Side question: Is it useful at all to flip the PV disconnect during thunderstorms? Any good precautions I can make? I'm not grid tied at all, so no worries about voltage coming from a burst on the grid at least.

I'm in one of the top 10 States for thunderstorms, and though I've never had an issue at my current residence, I've had at least 2 instances with lightning strikes before. Back in my childhood home, the lightning travelled a phone line and fried a modem.
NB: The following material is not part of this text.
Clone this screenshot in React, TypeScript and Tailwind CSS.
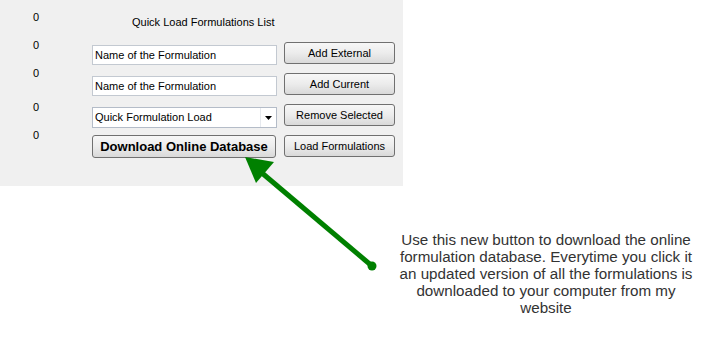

Then a few years back at an apartment, had a lightning strike literally blow out a portion of the drywall where my Surface Pro was connected - its power supply was physically obliterated and burn marks all the way into the tablet.
 
I checked this on my 6000XP. With the system running in bypass mode, I turned off the DC breakers on my PV lines and then checked the voltages on the PV terminals. The meter showed some AC voltage but it would bounce between 150V and 0V. The DC voltage actually initially showed close to the array voltage, but dropped to zero in a linear fashion over the timespan of a few minutes. I suppose that has something to do with the way the MPPT works. I'll have to try the lightbulb trick and see if there's any real power behind it, but I'm guessing not...

The behavior with the inverter running rather than in bypass mode was the same.
Isn't this the same issue @Adam De Lay had with his 6500EXs where he would get shocked when touching the PV panels?
 
What was your ground wire connected to? PV- or just the frames?
The pv conductor was connected to an ungrounded (at the time) combiner box. The other end was empty and 3 inches away from a grounding rod. The panels frames and rack were grounded but not near the rod. They were however connected to the rod via 8awg bare copper.
 
The pv conductor was connected to an ungrounded (at the time) combiner box. The other end was empty and 3 inches away from a grounding rod. The panels frames and rack were grounded but not near the rod. They were however connected to the rod via 8awg bare copper.
Do you mean that you had a pv conductor connected to the box itself - not just to breakers inside it? That would certainly explain part of the picture - especially that you had trouble once you connected the combiner box to ground as well. Maybe I'm misinterpreting what you mean.

I know in the manual for the 6000XP, the only thing it says about grounding the array is "Do not ground negative PV lines, only solar panel frames".
 
Do you mean that you had a pv conductor connected to the box itself - not just to breakers inside it? That would certainly explain part of the picture - especially that you had trouble once you connected the combiner box to ground as well. Maybe I'm misinterpreting what you mean.

I know in the manual for the 6000XP, the only thing it says about grounding the array is "Do not ground negative PV lines, only solar panel frames".
PV line was, on one end, appropriate,y connected to the breaker in the combiner box. The other end had the MC4 connector laying on the ground 3 inches away from the grounding rod.